_Problem:_
In the records below, find the line containing "Write a web" and repeat it and every line after it exactly, without pictures.

Rows from a dataset of pages and code:
※

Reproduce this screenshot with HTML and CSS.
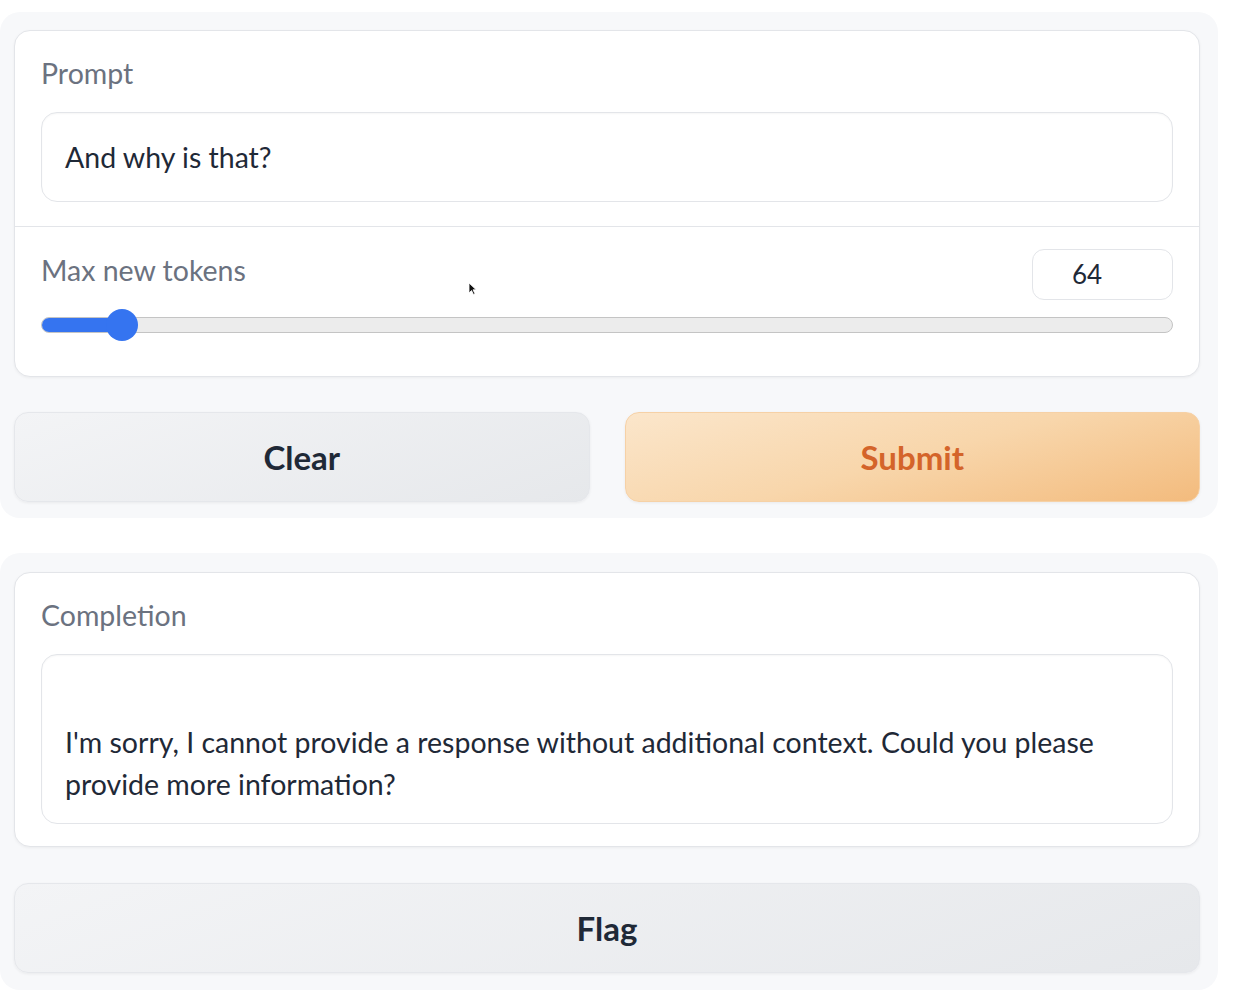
FILE: index.html
```html
<!DOCTYPE html>
<html lang="en">
<head>
<meta charset="utf-8">
<title>Completion demo</title>
<link rel="stylesheet" href="styles.css">
</head>
<body>
<div class="panel panel-top">
  <div class="card">
    <div class="section">
      <div class="label">Prompt</div>
      <div class="textbox">And why is that?</div>
    </div>
    <div class="section section-slider">
      <div class="slider-head">
        <div class="label label-inline">Max new tokens</div>
        <div class="number">64</div>
      </div>
      <div class="slider">
        <div class="track"><div class="fill"></div></div>
        <div class="thumb"></div>
      </div>
      <svg class="cursor" width="9" height="13" viewBox="0 0 9 13"><path d="M1 1 L1 11 L3.5 8.5 L5.5 12.5 L7 11.8 L5 7.8 L8.2 7.8 Z" fill="#111" stroke="#fff" stroke-width="0.8"/></svg>
    </div>
  </div>
  <div class="buttons">
    <div class="btn btn-secondary">Clear</div>
    <div class="btn btn-primary">Submit</div>
  </div>
</div>

<div class="panel panel-bottom">
  <div class="card">
    <div class="section section-out">
      <div class="label">Completion</div>
      <div class="textbox textbox-out"><br>I'm sorry, I cannot provide a response without additional context. Could you please provide more information?</div>
    </div>
  </div>
  <div class="btn btn-secondary btn-flag">Flag</div>
</div>
</body>
</html>
```
FILE: styles.css
```css
* { box-sizing: border-box; }
html, body { margin: 0; padding: 0; background: #ffffff; }
body {
  padding-top: 12px;
  font-family: "Lato", "Noto Sans", sans-serif;
  color: #1f2937;
}
.panel {
  width: 1218px;
  background: #f7f8fa;
  border-radius: 20px;
  padding: 18px 18px 16px 14px;
}
.panel-bottom {
  margin-top: 35px;
  padding-top: 19px;
  padding-bottom: 17px;
}
.card {
  background: #ffffff;
  border: 1px solid #e3e5e9;
  border-radius: 16px;
  box-shadow: 0 1px 3px rgba(0,0,0,0.05);
}
.section {
  padding: 24px 26px 24px 26px;
}
.section-slider {
  position: relative;
  border-top: 1px solid #e3e5e9;
  padding-top: 22px;
  padding-bottom: 39px;
}
.section-out { padding-bottom: 22px; }
.label {
  font-size: 28.5px;
  line-height: 36px;
  color: #6b7280;
  margin-bottom: 21px;
}
.label-inline { margin: 3px 0 0 0; }
.textbox {
  border: 1px solid #e3e5e9;
  border-radius: 16px;
  padding: 23px 23px;
  font-size: 28.5px;
  line-height: 42px;
  color: #1f2937;
  box-shadow: inset 0 1px 2px rgba(0,0,0,0.04);
}
.textbox-out { padding-top: 24px; padding-bottom: 18px; }
.slider-head {
  display: flex;
  justify-content: space-between;
  align-items: flex-start;
}
.number {
  width: 141px;
  height: 51px;
  border: 1px solid #e3e5e9;
  border-radius: 12px;
  padding-left: 39px;
  font-size: 26px;
  line-height: 49px;
  color: #1f2937;
}
.slider {
  position: relative;
  margin-top: 13px;
  height: 24px;
  display: flex;
  align-items: center;
}
.track {
  width: 100%;
  height: 16px;
  border-radius: 8px;
  background: #ececec;
  border: 1px solid #c4c4c4;
  overflow: hidden;
}
.fill {
  width: 81px;
  height: 100%;
  background: #3574f0;
}
.thumb {
  position: absolute;
  left: 65px;
  top: -4px;
  width: 32px;
  height: 32px;
  border-radius: 50%;
  background: #3574f0;
}
.cursor {
  position: absolute;
  left: 453px;
  top: 55px;
}
.buttons {
  display: flex;
  gap: 35px;
  margin-top: 35px;
}
.btn {
  flex: 1;
  height: 90px;
  border-radius: 14px;
  display: flex;
  align-items: center;
  justify-content: center;
  font-size: 33px;
  font-weight: 700;
}
.btn-secondary {
  background: linear-gradient(160deg, #f3f4f6 0%, #e6e8eb 100%);
  border: 1px solid #e5e7eb;
  color: #1f2937;
  box-shadow: 0 1px 3px rgba(0,0,0,0.06);
}
.btn-primary {
  background: linear-gradient(165deg, #fbe6cb 0%, #f8d6ab 50%, #f3bb7d 100%);
  border: 1px solid #f6d1a6;
  color: #d4642a;
  box-shadow: 0 1px 3px rgba(0,0,0,0.06);
}
.btn-flag {
  margin-top: 36px;
}
```
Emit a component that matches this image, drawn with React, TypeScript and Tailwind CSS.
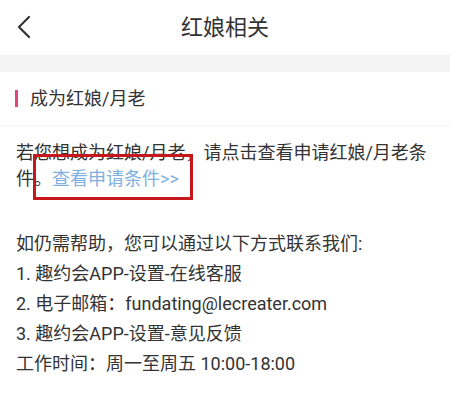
import React from "react";

export default function App() {
  return (
    <div
      className="relative w-[450px] h-[411px] bg-white overflow-hidden text-[#333]"
      style={{ fontFamily: 'Roboto, "Noto Sans CJK SC", sans-serif' }}
    >
      <div className="relative h-[55px] flex items-center justify-center">
        <svg
          className="absolute left-[15px] top-[15px]"
          width="18"
          height="24"
          viewBox="0 0 18 24"
          fill="none"
        >
          <path d="M14 2 L4 12 L14 22" stroke="#333" strokeWidth="2.2" strokeLinecap="round" strokeLinejoin="round" />
        </svg>
        <span className="text-[22px] leading-none text-[#333]">红娘相关</span>
      </div>
      <div className="h-[17px] bg-[#f3f3f3]" />
      <div className="h-[54px] flex items-center border-b border-[#f6f6f6]">
        <div className="ml-[15px] w-[3px] h-[17px] bg-[#e0457b]" />
        <span className="ml-[12px] text-[18px] leading-none">成为红娘/月老</span>
      </div>
      <p className="mt-[14px] px-4 text-[18px] leading-[26px]">
        若您想成为红娘/月老，请点击查看申请红娘/月老条件。
        <span className="text-[#7fb0e2]">查看申请条件&gt;&gt;</span>
      </p>
      <div className="mt-[37px] px-4 text-[18px] leading-[30px]">
        <div>如仍需帮助，您可以通过以下方式联系我们:</div>
        <div>1. 趣约会APP-设置-在线客服</div>
        <div>2. 电子邮箱：fundating@lecreater.com</div>
        <div>3. 趣约会APP-设置-意见反馈</div>
        <div>工作时间：周一至周五 10:00-18:00</div>
      </div>
      <div className="absolute left-[33px] top-[154px] w-[160px] h-[46px] border-[3px] border-[#c8161d]" />
    </div>
  );
}
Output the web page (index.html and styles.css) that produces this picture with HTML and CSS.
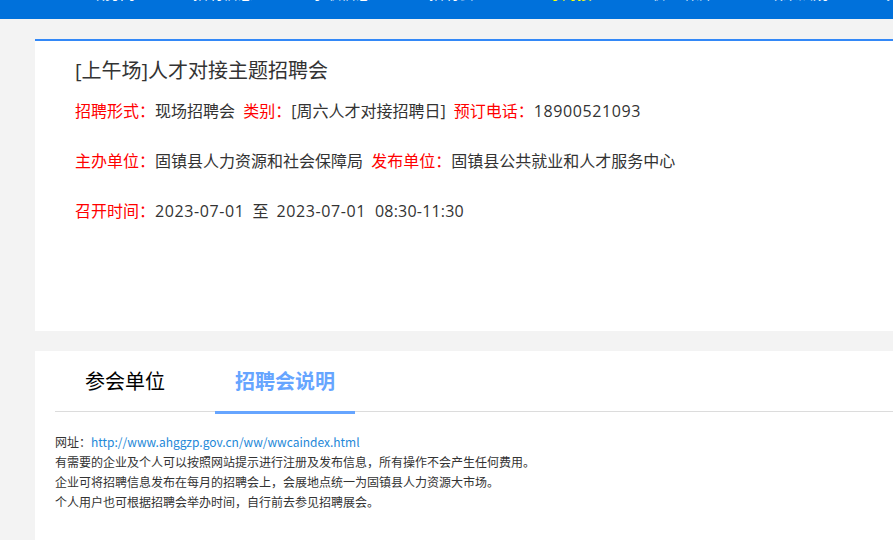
FILE: index.html
```html
<!DOCTYPE html>
<html lang="zh-CN">
<head>
<meta charset="utf-8">
<title>[上午场]人才对接主题招聘会</title>
<link rel="stylesheet" href="styles.css">
</head>
<body>
<div class="nav">
  <div class="nav-row">
    <span class="nav-item">政务网</span>
    <span class="nav-item">招聘信息</span>
    <span class="nav-item">求职信息</span>
    <span class="nav-item">招聘会</span>
    <span class="nav-item active">人才对接</span>
    <span class="nav-item">职业培训</span>
    <span class="nav-item">政策法规</span>
    <span class="nav-item">关于我们</span>
  </div>
</div>
<div class="main">
  <div class="card info-card">
    <h1 class="title">[上午场]人才对接主题招聘会</h1>
    <div class="row">
      <span class="label">招聘形式：</span><span class="val">现场招聘会</span>
      <span class="label gap">类别：</span><span class="val">[周六人才对接招聘日]</span>
      <span class="label gap">预订电话：</span><span class="val num">18900521093</span>
    </div>
    <div class="row">
      <span class="label">主办单位：</span><span class="val">固镇县人力资源和社会保障局</span>
      <span class="label gap">发布单位：</span><span class="val">固镇县公共就业和人才服务中心</span>
    </div>
    <div class="row">
      <span class="label">召开时间：</span><span class="val num">2023-07-01</span><span class="val sep">至</span><span class="val num">2023-07-01</span><span class="val time sep2">08:30-11:30</span>
    </div>
  </div>
  <div class="card tab-card">
    <div class="tabs">
      <div class="tab">参会单位</div>
      <div class="tab active">招聘会说明</div>
    </div>
    <div class="desc">
      <p>网址：<a class="link" href="#">http://www.ahggzp.gov.cn/ww/wwcaindex.html</a></p>
      <p>有需要的企业及个人可以按照网站提示进行注册及发布信息，所有操作不会产生任何费用。</p>
      <p>企业可将招聘信息发布在每月的招聘会上，会展地点统一为固镇县人力资源大市场。</p>
      <p>个人用户也可根据招聘会举办时间，自行前去参见招聘展会。</p>
    </div>
  </div>
</div>
</body>
</html>
```
FILE: styles.css
```css
html, body {
  margin: 0;
  padding: 0;
}
body {
  background: #f3f3f3;
  font-family: "Noto Sans CJK SC", "Noto Sans", sans-serif;
  color: #333;
  overflow: hidden;
}
.nav {
  height: 19px;
  background: #0071db;
  overflow: hidden;
}
.nav-row {
  display: flex;
  gap: 58px;
  padding-left: 90px;
  margin-top: -16px;
  white-space: nowrap;
}
.nav-item {
  font-size: 15px;
  line-height: 18px;
  color: #fff;
}
.nav-item.active {
  color: #ffff00;
}
.main {
  padding: 20px 0 0 35px;
}
.card {
  background: #fff;
}
.info-card {
  border-top: 2px solid #3388f7;
  height: 275px;
  padding: 15px 0 0 40px;
  margin-bottom: 20px;
  font-family: "Open Sans", "Noto Sans CJK SC", sans-serif;
}
.title {
  margin: 0;
  font-size: 20px;
  font-weight: normal;
  line-height: 30px;
  color: #333;
}
.row {
  font-size: 16px;
  line-height: 50px;
  white-space: nowrap;
}
.label {
  color: #ff0000;
}
.label.gap {
  margin-left: 4px;
}
.val {
  color: #333;
}
.num {
  letter-spacing: 0.6px;
}
.time {
  letter-spacing: 0.2px;
}
.sep {
  margin: 0 8px;
}
.sep2 {
  margin-left: 9px;
}
.tab-card {
  height: 200px;
  padding: 0 0 0 20px;
}
.tabs {
  display: flex;
  gap: 20px;
  border-bottom: 1px solid #dcdcdc;
  height: 60px;
}
.tab {
  width: 140px;
  height: 60px;
  line-height: 60px;
  text-align: center;
  font-size: 20px;
  color: #000;
  border-bottom: 3px solid transparent;
}
.tab.active {
  color: #66a5ff;
  font-weight: bold;
  border-bottom-color: #66a5ff;
}
.desc {
  padding-top: 20px;
  font-size: 12px;
  line-height: 20px;
  color: #333;
}
.desc p {
  margin: 0;
}
.link {
  color: #1e88d8;
  text-decoration: none;
}
```
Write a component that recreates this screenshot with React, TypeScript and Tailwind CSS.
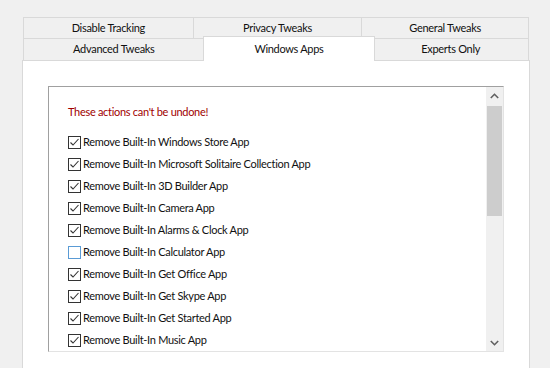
import React from "react";

const items: { label: string; checked: boolean; focus?: boolean }[] = [
  { label: "Remove Built-In Windows Store App", checked: true },
  { label: "Remove Built-In Microsoft Solitaire Collection App", checked: true },
  { label: "Remove Built-In 3D Builder App", checked: true },
  { label: "Remove Built-In Camera App", checked: true },
  { label: "Remove Built-In Alarms & Clock App", checked: true },
  { label: "Remove Built-In Calculator App", checked: false, focus: true },
  { label: "Remove Built-In Get Office App", checked: true },
  { label: "Remove Built-In Get Skype App", checked: true },
  { label: "Remove Built-In Get Started App", checked: true },
  { label: "Remove Built-In Music App", checked: true },
];

function Check({ checked, focus }: { checked: boolean; focus?: boolean }) {
  return (
    <div
      className={
        "w-[13px] h-[13px] bg-white border shrink-0 flex items-center justify-center " +
        (focus ? "border-[#5a9bd5]" : "border-[#333333]")
      }
    >
      {checked && (
        <svg width="11" height="11" viewBox="0 0 11 11">
          <path d="M1.5 5.5 L4 8 L9.5 2" fill="none" stroke="#333" strokeWidth="1.1" />
        </svg>
      )}
    </div>
  );
}

function Tab({ label, w }: { label: string; w: string }) {
  return (
    <div
      className={
        "flex items-center justify-center border border-[#d9d9d9] bg-[#f0f0f0] -ml-[1px] first:ml-0 text-[11px] text-[#111] " +
        w
      }
    >
      {label}
    </div>
  );
}

export default function App() {
  return (
    <div
      className="w-[550px] h-[368px] bg-[#f0f0f0] overflow-hidden pt-[17px] tracking-[-0.3px]"
      style={{ fontFamily: 'Lato, "Liberation Sans", sans-serif' }}
    >
      <div className="ml-[23px] w-[506px]">
        <div className="flex h-[22px]">
          <Tab label="Disable Tracking" w="w-[171px]" />
          <Tab label="Privacy Tweaks" w="w-[170px]" />
          <Tab label="General Tweaks" w="w-[168px]" />
        </div>
        <div className="flex h-[23px] -mt-[1px]">
          <Tab label="Advanced Tweaks" w="w-[182px]" />
          <div className="flex items-start justify-center pt-[4px] w-[173px] h-[25px] -mx-[2px] -mt-[2px] bg-white border border-b-0 border-[#d9d9d9] relative z-10 text-[11px] text-[#111]">
            Windows Apps
          </div>
          <Tab label="Experts Only" w="w-[157px]" />
        </div>
      </div>
      <div className="ml-[22px] w-[508px] h-[400px] bg-white border border-[#d9d9d9] -mt-[1px] pt-[25px] pl-[25px]">
        <div className="w-[456px] h-[266px] border-t border-l border-[#a0a0a0] border-b border-r border-b-[#e3e3e3] border-r-[#e3e3e3] flex overflow-hidden">
          <div className="flex-1 pl-[19px] pt-[14px]">
            <div className="h-[22px] flex items-center text-[11px] text-[#a00000] mb-[8px]">
              These actions can't be undone!
            </div>
            {items.map((it) => (
              <div key={it.label} className="h-[22px] flex items-center gap-[2px] text-[11px] text-[#111]">
                <Check checked={it.checked} focus={it.focus} />
                <span>{it.label}</span>
              </div>
            ))}
          </div>
          <div className="w-[17px] bg-[#f0f0f0] flex flex-col">
            <div className="h-[17px] flex items-center justify-center">
              <svg width="9" height="6" viewBox="0 0 9 6">
                <path d="M0.8 5 L4.5 1.3 L8.2 5" fill="none" stroke="#606060" strokeWidth="1.6" />
              </svg>
            </div>
            <div className="mx-[1px] mt-[2px] h-[110px] bg-[#cdcdcd]" />
            <div className="flex-1" />
            <div className="h-[17px] flex items-center justify-center">
              <svg width="9" height="6" viewBox="0 0 9 6">
                <path d="M0.8 1 L4.5 4.7 L8.2 1" fill="none" stroke="#606060" strokeWidth="1.6" />
              </svg>
            </div>
          </div>
        </div>
      </div>
    </div>
  );
}
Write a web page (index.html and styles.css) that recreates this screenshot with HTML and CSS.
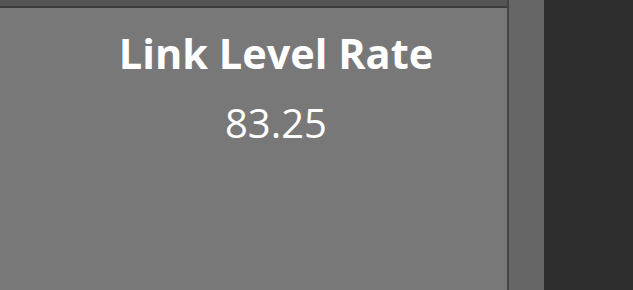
FILE: index.html
```html
<!DOCTYPE html>
<html lang="en">
<head>
  <meta charset="UTF-8">
  <title>Link Level Rate</title>
  <link rel="stylesheet" href="styles.css">
</head>
<body>
  <div class="screen">
    <div class="panel">
      <div class="panel-bar"></div>
      <div class="panel-body">
        <h1 class="kpi-title">Link Level Rate</h1>
        <div class="kpi-value">83.25</div>
      </div>
    </div>
    <div class="side-strip"></div>
    <div class="dark-area"></div>
  </div>
</body>
</html>
```

FILE: styles.css
```css
html, body {
  margin: 0;
  height: 100%;
}

body {
  font-family: 'Open Sans', 'Noto Sans', sans-serif;
  background-color: #2d2d2d;
  color: #fff;
}

.screen {
  display: flex;
  height: 100%;
}

.panel {
  width: 507px;
  display: flex;
  flex-direction: column;
  border-right: 2px solid #444444;
}

.panel-bar {
  height: 6px;
  background-color: #545454;
  border-bottom: 2px solid #3c3c3c;
}

.panel-body {
  flex: 1;
  background-color: #787878;
  text-align: center;
  padding-left: 45px;
  padding-top: 21px;
}

.kpi-title {
  margin: 0;
  font-size: 41.5px;
  font-weight: bold;
  line-height: 48px;
}

.kpi-value {
  font-size: 40px;
  line-height: 48px;
  margin-top: 22px;
}

.side-strip {
  width: 35px;
  background-color: #666666;
}

.dark-area {
  flex: 1;
  background-color: #2d2d2d;
}
```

※

_Right answer:_
Write a web page (index.html and styles.css) that recreates this screenshot with HTML and CSS.
FILE: index.html
```html
<!DOCTYPE html>
<html lang="en">
<head>
  <meta charset="UTF-8">
  <title>Link Level Rate</title>
  <link rel="stylesheet" href="styles.css">
</head>
<body>
  <div class="screen">
    <div class="panel">
      <div class="panel-bar"></div>
      <div class="panel-body">
        <h1 class="kpi-title">Link Level Rate</h1>
        <div class="kpi-value">83.25</div>
      </div>
    </div>
    <div class="side-strip"></div>
    <div class="dark-area"></div>
  </div>
</body>
</html>
```

FILE: styles.css
```css
html, body {
  margin: 0;
  height: 100%;
}

body {
  font-family: 'Open Sans', 'Noto Sans', sans-serif;
  background-color: #2d2d2d;
  color: #fff;
}

.screen {
  display: flex;
  height: 100%;
}

.panel {
  width: 507px;
  display: flex;
  flex-direction: column;
  border-right: 2px solid #444444;
}

.panel-bar {
  height: 6px;
  background-color: #545454;
  border-bottom: 2px solid #3c3c3c;
}

.panel-body {
  flex: 1;
  background-color: #787878;
  text-align: center;
  padding-left: 45px;
  padding-top: 21px;
}

.kpi-title {
  margin: 0;
  font-size: 41.5px;
  font-weight: bold;
  line-height: 48px;
}

.kpi-value {
  font-size: 40px;
  line-height: 48px;
  margin-top: 22px;
}

.side-strip {
  width: 35px;
  background-color: #666666;
}

.dark-area {
  flex: 1;
  background-color: #2d2d2d;
}
```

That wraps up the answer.